Material provided:
-.-.-

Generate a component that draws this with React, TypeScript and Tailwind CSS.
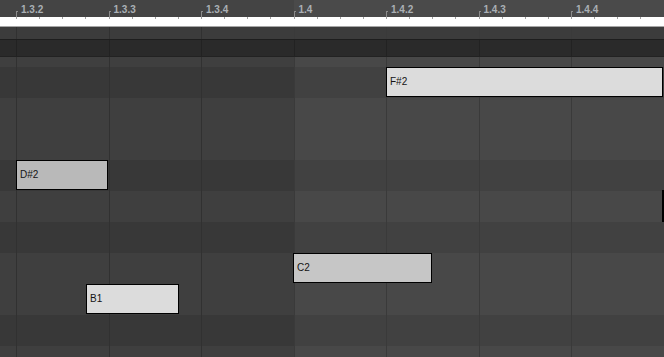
import React from "react";

type Row = { h: number; dark: boolean };

// piano rows from G2 (partly hidden) down to A1
const rows: Row[] = [
  { h: 10, dark: false },
  { h: 31, dark: true },
  { h: 31, dark: false },
  { h: 31, dark: false },
  { h: 31, dark: true },
  { h: 31, dark: false },
  { h: 31, dark: true },
  { h: 31, dark: false },
  { h: 31, dark: false },
  { h: 31, dark: true },
  { h: 11, dark: false },
];

const labels = ["1.3.2", "1.3.3", "1.3.4", "1.4", "1.4.2", "1.4.3", "1.4.4"];

const notes = [
  { name: "F#2", left: 386, top: 67, w: 277, fill: "bg-[#dcdcdc]" },
  { name: "D#2", left: 16, top: 160, w: 92, fill: "bg-[#b9b9b9]" },
  { name: "C2", left: 293, top: 253, w: 139, fill: "bg-[#c6c6c6]" },
  { name: "B1", left: 86, top: 284, w: 93, fill: "bg-[#dcdcdc]" },
];

function Column({
  label,
  right,
  first,
}: {
  label?: string;
  right: boolean;
  first?: boolean;
}) {
  const line = right ? "border-[#3a3a3a]" : "border-[#313131]";
  return (
    <div
      className={
        first
          ? "w-[16px] shrink-0 flex flex-col"
          : "w-[92.5px] shrink-0 flex flex-col"
      }
    >
      {/* ruler */}
      <div
        className={`h-[17px] flex items-end ${
          right ? "bg-[#4a4a4a]" : "bg-[#444444]"
        }`}
      >
        {label && (
          <div className="flex items-end h-full">
            <div className="w-[2px] h-[6px] border-l border-t border-[#8a8a8a]" />
            <span className="ml-[3px] mb-[2px] text-[10px] leading-[10px] font-semibold text-[#aab0b5]">
              {label}
            </span>
          </div>
        )}
      </div>
      {/* white loop strip with beat ticks */}
      <div className="h-[9px] bg-white flex">
        {!first &&
          [0, 1, 2, 3].map((i) => (
            <div key={i} className="flex-1">
              <div className="w-px h-[2px] bg-[#a0a0a0]" />
            </div>
          ))}
      </div>
      <div className="h-px bg-[#a6a6a6]" />
      <div className={`h-[12px] bg-[#3c3c3c] ${first ? "" : "border-l"} ${line}`} />
      <div className="h-px bg-[#1e1e1e]" />
      <div className={`h-[16px] bg-[#2a2a2a] ${first ? "" : "border-l"} border-[#222222]`} />
      <div className="h-px bg-[#222222]" />
      {/* grid */}
      {rows.map((r, i) => (
        <div
          key={i}
          style={{ height: r.h }}
          className={`${first ? "" : "border-l"} ${line} ${
            right
              ? r.dark
                ? "bg-[#414141]"
                : "bg-[#484848]"
              : r.dark
              ? "bg-[#383838]"
              : "bg-[#3f3f3f]"
          }`}
        />
      ))}
    </div>
  );
}

export default function App() {
  return (
    <div className="relative w-[664px] h-[357px] overflow-hidden bg-[#484848] font-['Liberation_Sans',Arial,sans-serif]">
      <div className="flex">
        <Column first right={false} />
        {labels.map((l, i) => (
          <Column key={l} label={l} right={i >= 3} />
        ))}
      </div>

      {/* notes */}
      {notes.map((n) => (
        <div
          key={n.name}
          style={{ left: n.left, top: n.top, width: n.w }}
          className={`absolute h-[30px] border border-black ${n.fill} flex items-center pl-[3px]`}
        >
          <span className="text-[10px] leading-none text-[#141414]">{n.name}</span>
        </div>
      ))}

      {/* scrollbar edge */}
      <div className="absolute left-[662px] top-[190px] w-[2px] h-[32px] bg-black" />
    </div>
  );
}
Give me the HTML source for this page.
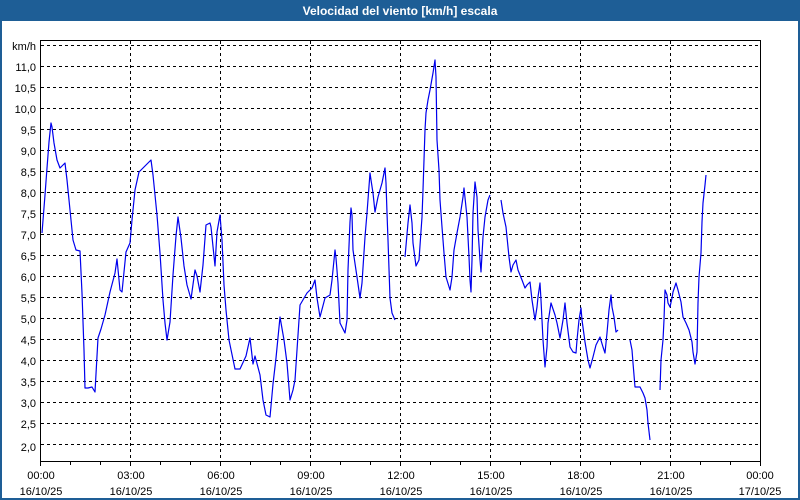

-.-.-

Set problem:
Transcribe the whole listing exactly. Pictures stay out of your copy.

Task answer:
Generate a component that draws this with React, TypeScript and Tailwind CSS.
import React from "react";

type Row = { h: number; dark: boolean };

// piano rows from G2 (partly hidden) down to A1
const rows: Row[] = [
  { h: 10, dark: false },
  { h: 31, dark: true },
  { h: 31, dark: false },
  { h: 31, dark: false },
  { h: 31, dark: true },
  { h: 31, dark: false },
  { h: 31, dark: true },
  { h: 31, dark: false },
  { h: 31, dark: false },
  { h: 31, dark: true },
  { h: 11, dark: false },
];

const labels = ["1.3.2", "1.3.3", "1.3.4", "1.4", "1.4.2", "1.4.3", "1.4.4"];

const notes = [
  { name: "F#2", left: 386, top: 67, w: 277, fill: "bg-[#dcdcdc]" },
  { name: "D#2", left: 16, top: 160, w: 92, fill: "bg-[#b9b9b9]" },
  { name: "C2", left: 293, top: 253, w: 139, fill: "bg-[#c6c6c6]" },
  { name: "B1", left: 86, top: 284, w: 93, fill: "bg-[#dcdcdc]" },
];

function Column({
  label,
  right,
  first,
}: {
  label?: string;
  right: boolean;
  first?: boolean;
}) {
  const line = right ? "border-[#3a3a3a]" : "border-[#313131]";
  return (
    <div
      className={
        first
          ? "w-[16px] shrink-0 flex flex-col"
          : "w-[92.5px] shrink-0 flex flex-col"
      }
    >
      {/* ruler */}
      <div
        className={`h-[17px] flex items-end ${
          right ? "bg-[#4a4a4a]" : "bg-[#444444]"
        }`}
      >
        {label && (
          <div className="flex items-end h-full">
            <div className="w-[2px] h-[6px] border-l border-t border-[#8a8a8a]" />
            <span className="ml-[3px] mb-[2px] text-[10px] leading-[10px] font-semibold text-[#aab0b5]">
              {label}
            </span>
          </div>
        )}
      </div>
      {/* white loop strip with beat ticks */}
      <div className="h-[9px] bg-white flex">
        {!first &&
          [0, 1, 2, 3].map((i) => (
            <div key={i} className="flex-1">
              <div className="w-px h-[2px] bg-[#a0a0a0]" />
            </div>
          ))}
      </div>
      <div className="h-px bg-[#a6a6a6]" />
      <div className={`h-[12px] bg-[#3c3c3c] ${first ? "" : "border-l"} ${line}`} />
      <div className="h-px bg-[#1e1e1e]" />
      <div className={`h-[16px] bg-[#2a2a2a] ${first ? "" : "border-l"} border-[#222222]`} />
      <div className="h-px bg-[#222222]" />
      {/* grid */}
      {rows.map((r, i) => (
        <div
          key={i}
          style={{ height: r.h }}
          className={`${first ? "" : "border-l"} ${line} ${
            right
              ? r.dark
                ? "bg-[#414141]"
                : "bg-[#484848]"
              : r.dark
              ? "bg-[#383838]"
              : "bg-[#3f3f3f]"
          }`}
        />
      ))}
    </div>
  );
}

export default function App() {
  return (
    <div className="relative w-[664px] h-[357px] overflow-hidden bg-[#484848] font-['Liberation_Sans',Arial,sans-serif]">
      <div className="flex">
        <Column first right={false} />
        {labels.map((l, i) => (
          <Column key={l} label={l} right={i >= 3} />
        ))}
      </div>

      {/* notes */}
      {notes.map((n) => (
        <div
          key={n.name}
          style={{ left: n.left, top: n.top, width: n.w }}
          className={`absolute h-[30px] border border-black ${n.fill} flex items-center pl-[3px]`}
        >
          <span className="text-[10px] leading-none text-[#141414]">{n.name}</span>
        </div>
      ))}

      {/* scrollbar edge */}
      <div className="absolute left-[662px] top-[190px] w-[2px] h-[32px] bg-black" />
    </div>
  );
}
Give me the HTML source for this page.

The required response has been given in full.